I also know that many of the blogs I read are comprised of seemingly well thought-out and carefully constructed entries containing bits and pieces of that particular writer’s project, and maybe that will come, as I’m further along in my own process and have accumulated all of these pages of text that Bolker talks about, but for the moment, yes, this is my disclaimer; this is that start of glimmering ideas and following them no matter how seemingly silly and/or irrelevant; and this is what I thought about yesterday:
At this point much of the argument that I want to be making about cultural studies and critical pedagogy (within composition studies) is, that even with their Marxist roots, they seem primarily interested in ideology critique (the idea of “unveiling”) as opposed to focusing on the present conditions of the corporate University within which they are working. But what does the classroom in ruins—the classroom that acknowledges those ruins—actually look like? What does it mean to have a classroom that creates present value in writing? Maybe it is that the text is no longer a reader or writing handbook, but the campus and its policies—the construction of the campus itself—or a study of NAFTA, or of corporations and their increasingly trans-national tendencies. I’m just not sure…. Does picking some sort of social investigation equate to a cultural studies approach? But what about giving that investigation value in the present? This seems to be the point at which publishing student texts comes into play, but that also has its own ties to capitalism and the system that is the corporate University. Another aspect of acknowledging the “ruins” would be to work toward changing the immediately oppressive circumstances within which we work and teach: “such as the way part-time faculty and students are successfully silenced within our own departments” (CS in Eng Class 21).
I also have this idea that creating a composition classroom in keeping with a Marxist/materialist philosophy would be to have (harken back to) a current-traditional approach (and this is not a positive/answer). Here are some similiarities between Marxist though and current-traditional rhetoric:
- the “real” is located in the material world and truth exists prior to language
- rhetoric as science
- truth is to be discovered through “correct” perception, through an objective examination of the material world
Here really is the problem with notions of Marxism within rhet/comp theories: Current-traditional rhetoric does seem to share these philosophies with Marxism, but of course the outcome, as Berlin tells it in Rhetoric and Reality is that “the doctors or lawyers or engineers or business managers—having been certified as experts, as trained observers, in their disciplines—felt they were surely correct in discovering that economic and political arrangements that benefited them were indeed in the nature of things” (37). Then we have the expressivist rhetoric, which could potentially be looked at as resisting the corporate structure of higher education, but which ultimately is complicit in it through its focus on “rugged individualism,” autonomy, and the private. These are two of the approaches to writing that have withstood the test of time and are the basis for much of what is thought within composition studies even today. Though there have been the alternatives: social/poststructuralist/rhetoric of pubic discourse, cultural studies, and critical pedagogy. These alternatives have come along to say—hey, what about the cultural and the social, and with CS and CP’s ties to Marxism, I expect them to say—hey, what about the economic? Only, they often fail to acknowledge the most immediate economic structure within which they are located, and that is the corporate University.
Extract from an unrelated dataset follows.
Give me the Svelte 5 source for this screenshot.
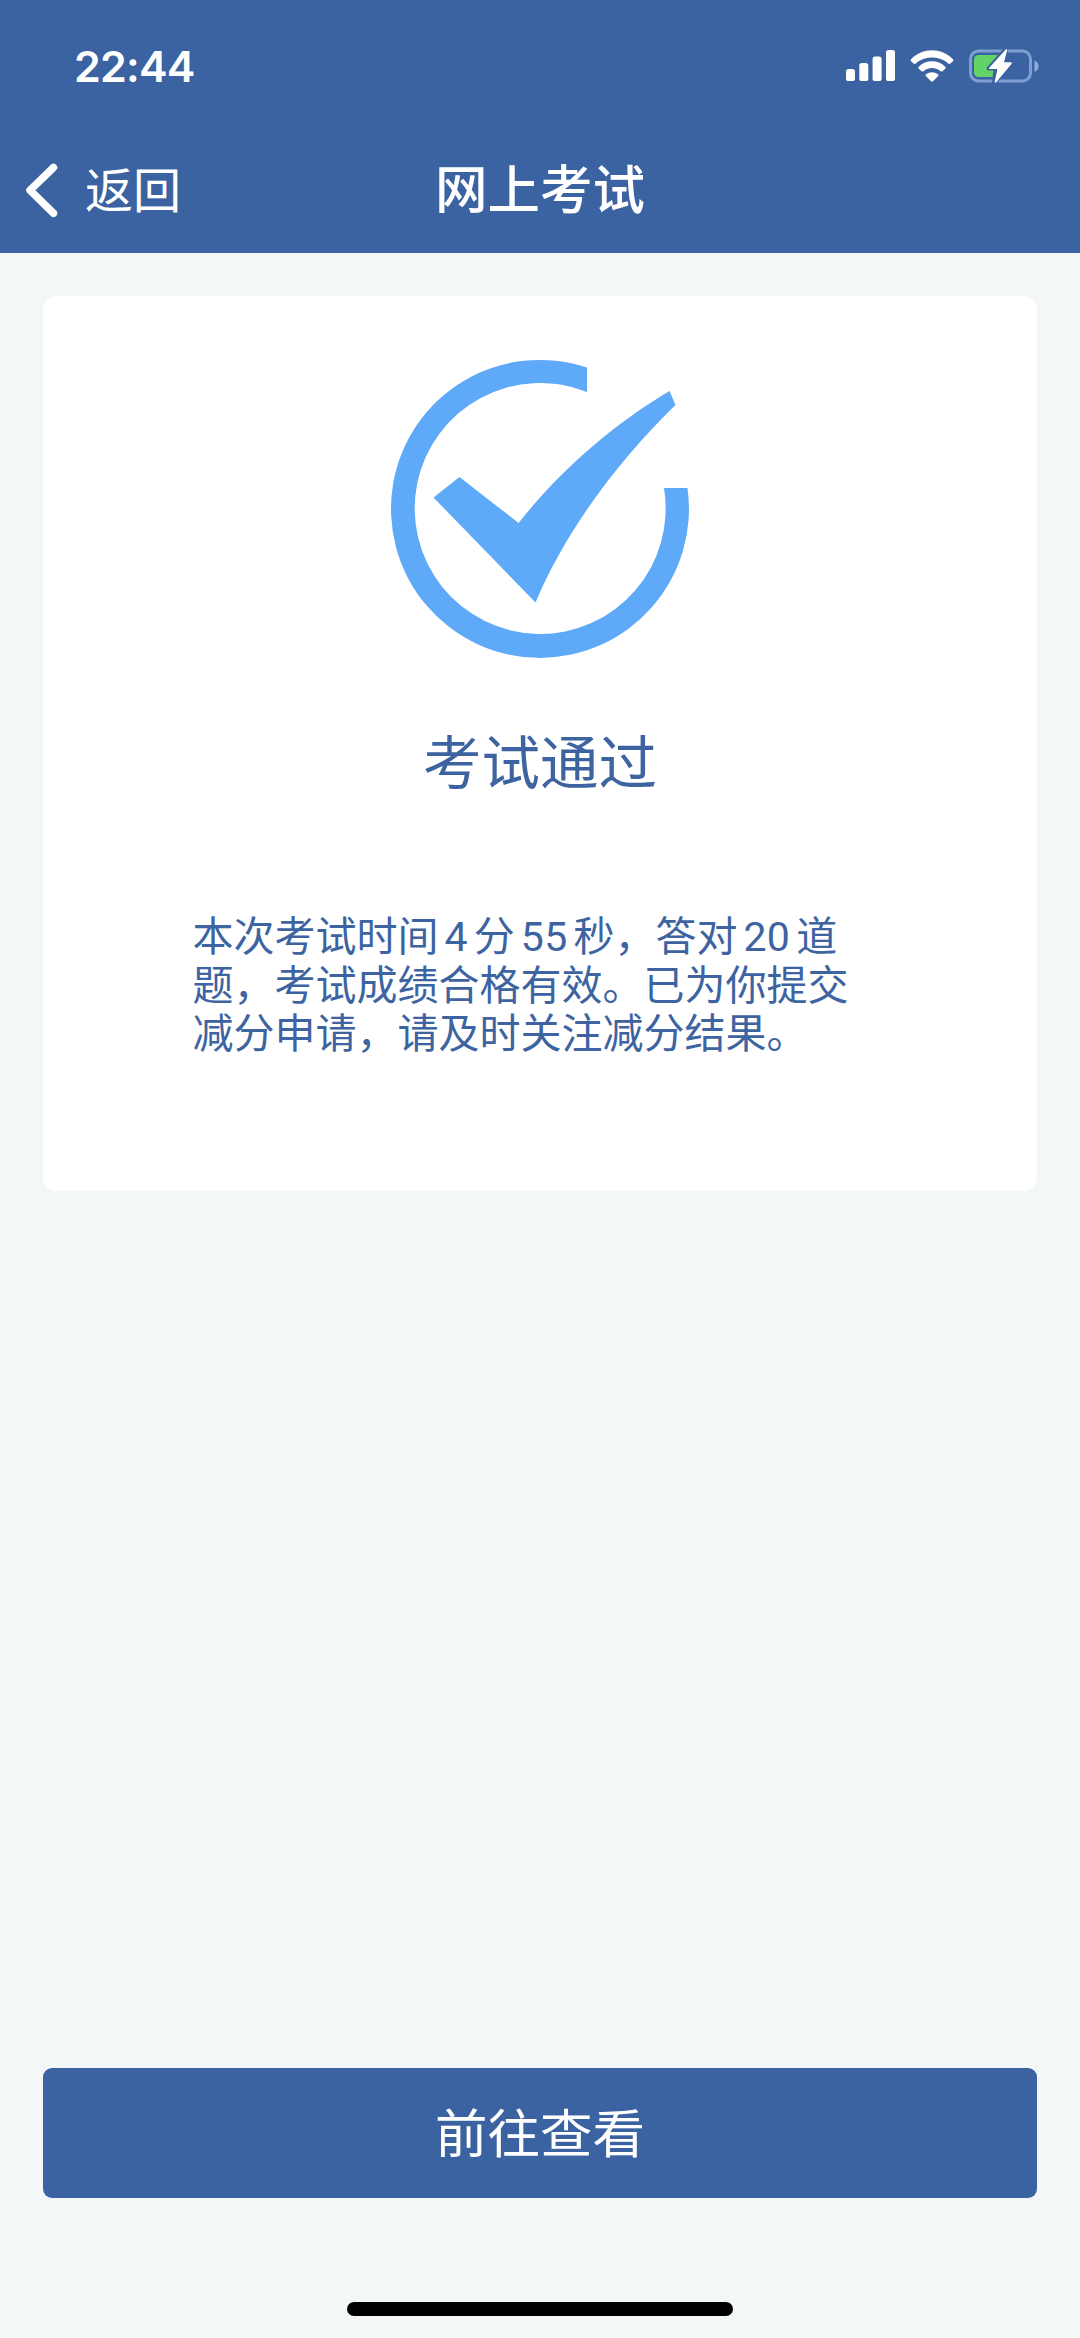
<script>
  const bars = [
    { x: 0, y: 19, h: 12 },
    { x: 13.3, y: 13, h: 18 },
    { x: 26.6, y: 6.5, h: 24.5 },
    { x: 40, y: 0, h: 31 }
  ];
  const resultLines = [
    ['本次考试时间', '4', '分', '55', '秒，答对', '20', '道'],
    ['题，考试成绩合格有效。已为你提交'],
    ['减分申请，请及时关注减分结果。']
  ];
  const isNumber = (part) => /^\d+$/.test(part);
</script>

<div class="screen">
  <header>
    <div class="status">
      <span class="time">22:44</span>
      <div class="indicators">
        <svg class="signal" width="50" height="32" viewBox="0 0 50 32">
          {#each bars as bar}
            <rect x={bar.x} y={bar.y} width="9" height={bar.h} rx="2.6" />
          {/each}
        </svg>
        <svg class="wifi" width="44" height="32" viewBox="0 0 44 32">
          <path d="M1.1 9.2Q.1 10.3 1.1 11.3L3.6 13.6Q4.6 14.5 5.7 13.5C14.8 5.6 29.2 5.6 38.3 13.5Q39.4 14.5 40.4 13.6L42.9 11.3Q43.9 10.3 42.9 9.2C31.2-2.7 12.8-2.7 1.1 9.2Z" />
          <path d="M8.7 16.7Q7.8 17.7 8.8 18.7L11.5 21.2Q12.5 22 13.5 21.2C18.5 17 25.5 17 30.5 21.2Q31.5 22 32.5 21.2L35.2 18.7Q36.2 17.7 35.3 16.7C27.8 9.4 16.2 9.4 8.7 16.7Z" />
          <path d="M16 24.3Q15.1 25.3 16.1 26.3L21 31.2Q22 32.1 23 31.2L27.9 26.3Q28.9 25.3 28 24.3C24.5 21.5 19.5 21.5 16 24.3Z" />
        </svg>
        <svg class="battery" width="70" height="36" viewBox="0 0 70 36">
          <rect x="1.5" y="3" width="60" height="30" rx="8" fill="none" stroke="#7f9fd2" stroke-width="3" />
          <path d="M65.5 12.5V24Q69.5 22 69.5 18.2T65.5 12.5Z" fill="#8fadda" />
          <rect x="5" y="7" width="27" height="22" rx="4.5" fill="#63d267" />
          <path d="M37 .8 19.5 20.5H26.5L25 35.2 43 14.5H34.5Z" fill="#fff" stroke="#3b63a1" stroke-width="4" stroke-linejoin="round" />
          <path d="M36.8 1.5 20 20Q19.5 21 21 21H28.5L25.7 33.8Q26 35.4 27.4 34L42.7 15.7Q43.3 14.3 41.7 14.3H35L38.2 2Q38 .3 36.8 1.5Z" fill="#fff" />
        </svg>
      </div>
    </div>
    <nav>
      <div class="back">
        <svg width="36" height="56" viewBox="0 0 36 56">
          <path d="M29.5 5.5 6 28.3 29.5 51.3" fill="none" stroke="#fff" stroke-width="7.5" stroke-linecap="round" stroke-linejoin="round" />
        </svg>
        <span>返回</span>
      </div>
      <h1>网上考试</h1>
    </nav>
  </header>

  <main>
    <section class="card">
      <svg class="emblem" width="300" height="300" viewBox="0 0 300 300">
        <path d="M197 8.5A149 149 0 1 0 297.500 129H274A125.500 125.500 0 1 1 197 33Z" />
        <path d="M43.500 138.500 69.500 118 128.500 164C170 112 222 66 279.500 32L285.500 46C230 100 177 169 145.500 243.500Z" />
      </svg>
      <h2>考试通过</h2>
      <div class="message">
        {#each resultLines as line}
          <p>
            {#each line as part}<span class:number={isNumber(part)}>{part}</span>{/each}
          </p>
        {/each}
      </div>
    </section>
    <button>前往查看</button>
  </main>
  <div class="home"></div>
</div>

<style>
  :global(body) { margin: 0; }
  .screen {
    box-sizing: border-box;
    width: 1080px;
    height: 2338px;
    display: flex;
    flex-direction: column;
    align-items: center;
    padding-bottom: 22px;
    background: #f3f7f8;
    font-family: Inter, "Noto Sans CJK SC", sans-serif;
    overflow: hidden;
  }
  header {
    width: 100%;
    height: 253px;
    background: #3b63a1;
    color: #fff;
  }
  .status {
    box-sizing: border-box;
    height: 126px;
    padding: 6px 41px 0 74px;
    display: flex;
    align-items: center;
    justify-content: space-between;
  }
  .time {
    font-size: 43px;
    font-weight: 600;
    letter-spacing: -0.8px;
  }
  .indicators { display: flex; align-items: center; }
  .indicators svg { display: block; }
  .signal, .wifi { fill: #fff; }
  .wifi { margin-left: 14px; }
  .battery { margin-left: 15px; }
  nav {
    height: 127px;
    display: grid;
    grid-template-columns: 1fr auto 1fr;
    align-items: center;
    box-sizing: border-box;
    padding: 1px 24px 0;
  }
  .back { display: flex; align-items: center; font-size: 48px; font-weight: 400; }
  .back svg { margin-right: 25px; }
  .back span { padding-top: 2px; line-height: 60px; }
  h1 {
    margin: 0;
    font-size: 52.5px;
    line-height: 60px;
    font-weight: 500;
  }
  main {
    box-sizing: border-box;
    width: 994px;
    flex: 1;
    display: flex;
    flex-direction: column;
    justify-content: space-between;
    padding: 43px 0 104px;
  }
  .card {
    box-sizing: border-box;
    height: 895px;
    padding-top: 63px;
    display: flex;
    flex-direction: column;
    align-items: center;
    background: #fff;
    border-radius: 14px;
    color: #3d64a0;
  }
  .emblem { display: block; fill: #5ea9f8; }
  h2 {
    margin: 66px 0 0;
    font-size: 58.5px;
    line-height: 76px;
    font-weight: 400;
  }
  .message {
    width: 695px;
    margin-top: 111px;
    font-size: 41px;
    line-height: 48px;
  }
  p { margin: 0; white-space: nowrap; }
  .number {
    margin: 0 6px;
    font-family: Roboto, sans-serif;
    letter-spacing: 0.3px;
  }
  button {
    height: 130px;
    padding: 0 6px 7px;
    border: 0;
    border-radius: 9px;
    background: #3b63a1;
    color: #fff;
    font: 400 52.5px "Noto Sans CJK SC", sans-serif;
  }
  .home {
    width: 386px;
    height: 14px;
    border-radius: 7px;
    background: #000;
  }
</style>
The similarities too between the social constructionist/poststructuralist/rhet of public discourse that Berlin describes in Rhetoric and Reality and his definition of cultural studies in Cultural Studies in the English Classroom are also striking:
- preparation of students for participation in the democratic process
- “While social reality is bound by the material, it is everywhere immersed in language…. [Reality] is the result of the interaction between the experience of the external world and what the perceiver brings to this experience” (R&R 47).
- While subjectivity is understood differently than this (last bullet) within CS (where the subject is comprised of multiple constructions shaped by myriad signifying practices), CS is described as the “study of the ways social formations and practices are involved in the shaping of consciousness, and this shaping is seen to be mediated by language and situated in concrete historical conditions. Signifying practices then intercede in the relations among material conditions, social arrangements, and the formation of consciousness” (CS in English Classroom ix).
So ultimately the social turn of the 80s with its poststructuralist bent (e.g. Bartholomae, Bizzell) is entirely relevant to the social turn that can be described through the rise of cultural studies and critical pedagogy. Yes, CS may use the vocabulary of Marxism, but it has a particularly poststructuralist slant, which might be part of why it has been taken on by composition studies (and probably also explains why I am drawn to studying/working with it).